Each line of the material must be repeated precisely, with the pictures left out.

+ + + + + + +

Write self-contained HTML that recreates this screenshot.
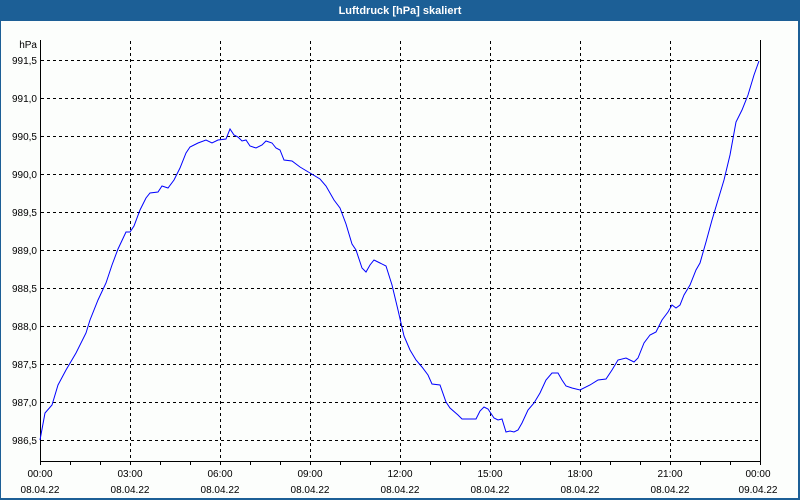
<!DOCTYPE html>
<html><head><meta charset="utf-8"><style>
html,body{margin:0;padding:0;width:800px;height:500px;overflow:hidden;background:#fff}
</style></head><body>
<svg width="800" height="500" xmlns="http://www.w3.org/2000/svg" style="display:block;font-family:'Liberation Sans','DejaVu Sans',sans-serif">
<rect x="0" y="0" width="800" height="500" fill="#1c5f96"/>
<rect x="1" y="21" width="797" height="477" fill="#fcfefc"/>
<text x="400" y="14" text-anchor="middle" font-size="11" font-weight="bold" fill="#fff">Luftdruck [hPa] skaliert</text>
<g stroke="#000" stroke-width="1" stroke-dasharray="3,3" fill="none" shape-rendering="crispEdges">
<path d="M130.5 41V461M220.5 41V461M310.5 41V461M400.5 41V461M490.5 41V461M580.5 41V461M670.5 41V461"/>
<path d="M41 60.5H760M41 98.5H760M41 136.5H760M41 174.5H760M41 212.5H760M41 250.5H760M41 288.5H760M41 326.5H760M41 364.5H760M41 402.5H760M41 440.5H760"/>
</g>
<g stroke="#000" stroke-width="1" fill="none" shape-rendering="crispEdges">
<path d="M40.5 40V461.5H760.5V40"/>
<path d="M40.5 461V465M70.5 461V465M100.5 461V465M130.5 461V465M160.5 461V465M190.5 461V465M220.5 461V465M250.5 461V465M280.5 461V465M310.5 461V465M340.5 461V465M370.5 461V465M400.5 461V465M430.5 461V465M460.5 461V465M490.5 461V465M520.5 461V465M550.5 461V465M580.5 461V465M610.5 461V465M640.5 461V465M670.5 461V465M700.5 461V465M730.5 461V465M760.5 461V465"/>
</g>
<polyline fill="none" stroke="#0000ff" stroke-width="1" points="40,440 45,413 52,405 58,385 66,370 76,353 86,333 90,320 98,300 106,283 112,265 118,249 126,232 130,232 134,226 140,210 146,198 150,193 158,192 162,186 168,188 174,180 180,168 186,153 190,147 198,143 206,140 212,143 218,140 226,139 230,129 234,135 238,137 242,141 246,140 250,146 256,148 262,145 266,141 272,143 276,148 280,150 284,160 292,161 300,167 310,173 320,179 326,186 334,200 340,208 346,224 352,244 356,250 362,268 366,272 370,265 374,260 380,263 386,266 392,285 398,310 404,336 410,350 416,360 422,367 428,375 432,384 440,385 446,402 450,408 458,415 462,419 476,419 480,411 484,407 488,409 494,418 498,420 502,419 506,432 510,431 514,432 518,430 522,423 528,410 534,403 540,393 546,380 552,373 558,373 562,380 566,386 572,388 580,390 590,385 598,380 606,379 612,370 618,360 626,358 634,362 638,358 644,343 650,335 656,332 662,320 668,312 672,305 676,308 680,305 684,295 690,285 696,270 700,263 706,242 712,220 718,200 724,180 730,155 736,122 742,110 748,95 754,75 759,61"/>
<g font-size="10" fill="#000" text-anchor="end">
<text x="37" y="48">hPa</text>
<text x="37" y="64">991,5</text>
<text x="37" y="102">991,0</text>
<text x="37" y="140">990,5</text>
<text x="37" y="178">990,0</text>
<text x="37" y="216">989,5</text>
<text x="37" y="254">989,0</text>
<text x="37" y="292">988,5</text>
<text x="37" y="330">988,0</text>
<text x="37" y="368">987,5</text>
<text x="37" y="406">987,0</text>
<text x="37" y="444">986,5</text>
</g>
<g font-size="10" fill="#000" text-anchor="middle">
<text x="40" y="477">00:00</text><text x="40" y="493">08.04.22</text>
<text x="130" y="477">03:00</text><text x="130" y="493">08.04.22</text>
<text x="220" y="477">06:00</text><text x="220" y="493">08.04.22</text>
<text x="310" y="477">09:00</text><text x="310" y="493">08.04.22</text>
<text x="400" y="477">12:00</text><text x="400" y="493">08.04.22</text>
<text x="490" y="477">15:00</text><text x="490" y="493">08.04.22</text>
<text x="580" y="477">18:00</text><text x="580" y="493">08.04.22</text>
<text x="670" y="477">21:00</text><text x="670" y="493">08.04.22</text>
<text x="758" y="477">00:00</text><text x="758" y="493">09.04.22</text>
</g>
</svg>
</body></html>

+ + + + + + +

THE RESPONSE —
Write self-contained HTML that recreates this screenshot.
<!DOCTYPE html>
<html><head><meta charset="utf-8"><style>
html,body{margin:0;padding:0;width:800px;height:500px;overflow:hidden;background:#fff}
</style></head><body>
<svg width="800" height="500" xmlns="http://www.w3.org/2000/svg" style="display:block;font-family:'Liberation Sans','DejaVu Sans',sans-serif">
<rect x="0" y="0" width="800" height="500" fill="#1c5f96"/>
<rect x="1" y="21" width="797" height="477" fill="#fcfefc"/>
<text x="400" y="14" text-anchor="middle" font-size="11" font-weight="bold" fill="#fff">Luftdruck [hPa] skaliert</text>
<g stroke="#000" stroke-width="1" stroke-dasharray="3,3" fill="none" shape-rendering="crispEdges">
<path d="M130.5 41V461M220.5 41V461M310.5 41V461M400.5 41V461M490.5 41V461M580.5 41V461M670.5 41V461"/>
<path d="M41 60.5H760M41 98.5H760M41 136.5H760M41 174.5H760M41 212.5H760M41 250.5H760M41 288.5H760M41 326.5H760M41 364.5H760M41 402.5H760M41 440.5H760"/>
</g>
<g stroke="#000" stroke-width="1" fill="none" shape-rendering="crispEdges">
<path d="M40.5 40V461.5H760.5V40"/>
<path d="M40.5 461V465M70.5 461V465M100.5 461V465M130.5 461V465M160.5 461V465M190.5 461V465M220.5 461V465M250.5 461V465M280.5 461V465M310.5 461V465M340.5 461V465M370.5 461V465M400.5 461V465M430.5 461V465M460.5 461V465M490.5 461V465M520.5 461V465M550.5 461V465M580.5 461V465M610.5 461V465M640.5 461V465M670.5 461V465M700.5 461V465M730.5 461V465M760.5 461V465"/>
</g>
<polyline fill="none" stroke="#0000ff" stroke-width="1" points="40,440 45,413 52,405 58,385 66,370 76,353 86,333 90,320 98,300 106,283 112,265 118,249 126,232 130,232 134,226 140,210 146,198 150,193 158,192 162,186 168,188 174,180 180,168 186,153 190,147 198,143 206,140 212,143 218,140 226,139 230,129 234,135 238,137 242,141 246,140 250,146 256,148 262,145 266,141 272,143 276,148 280,150 284,160 292,161 300,167 310,173 320,179 326,186 334,200 340,208 346,224 352,244 356,250 362,268 366,272 370,265 374,260 380,263 386,266 392,285 398,310 404,336 410,350 416,360 422,367 428,375 432,384 440,385 446,402 450,408 458,415 462,419 476,419 480,411 484,407 488,409 494,418 498,420 502,419 506,432 510,431 514,432 518,430 522,423 528,410 534,403 540,393 546,380 552,373 558,373 562,380 566,386 572,388 580,390 590,385 598,380 606,379 612,370 618,360 626,358 634,362 638,358 644,343 650,335 656,332 662,320 668,312 672,305 676,308 680,305 684,295 690,285 696,270 700,263 706,242 712,220 718,200 724,180 730,155 736,122 742,110 748,95 754,75 759,61"/>
<g font-size="10" fill="#000" text-anchor="end">
<text x="37" y="48">hPa</text>
<text x="37" y="64">991,5</text>
<text x="37" y="102">991,0</text>
<text x="37" y="140">990,5</text>
<text x="37" y="178">990,0</text>
<text x="37" y="216">989,5</text>
<text x="37" y="254">989,0</text>
<text x="37" y="292">988,5</text>
<text x="37" y="330">988,0</text>
<text x="37" y="368">987,5</text>
<text x="37" y="406">987,0</text>
<text x="37" y="444">986,5</text>
</g>
<g font-size="10" fill="#000" text-anchor="middle">
<text x="40" y="477">00:00</text><text x="40" y="493">08.04.22</text>
<text x="130" y="477">03:00</text><text x="130" y="493">08.04.22</text>
<text x="220" y="477">06:00</text><text x="220" y="493">08.04.22</text>
<text x="310" y="477">09:00</text><text x="310" y="493">08.04.22</text>
<text x="400" y="477">12:00</text><text x="400" y="493">08.04.22</text>
<text x="490" y="477">15:00</text><text x="490" y="493">08.04.22</text>
<text x="580" y="477">18:00</text><text x="580" y="493">08.04.22</text>
<text x="670" y="477">21:00</text><text x="670" y="493">08.04.22</text>
<text x="758" y="477">00:00</text><text x="758" y="493">09.04.22</text>
</g>
</svg>
</body></html>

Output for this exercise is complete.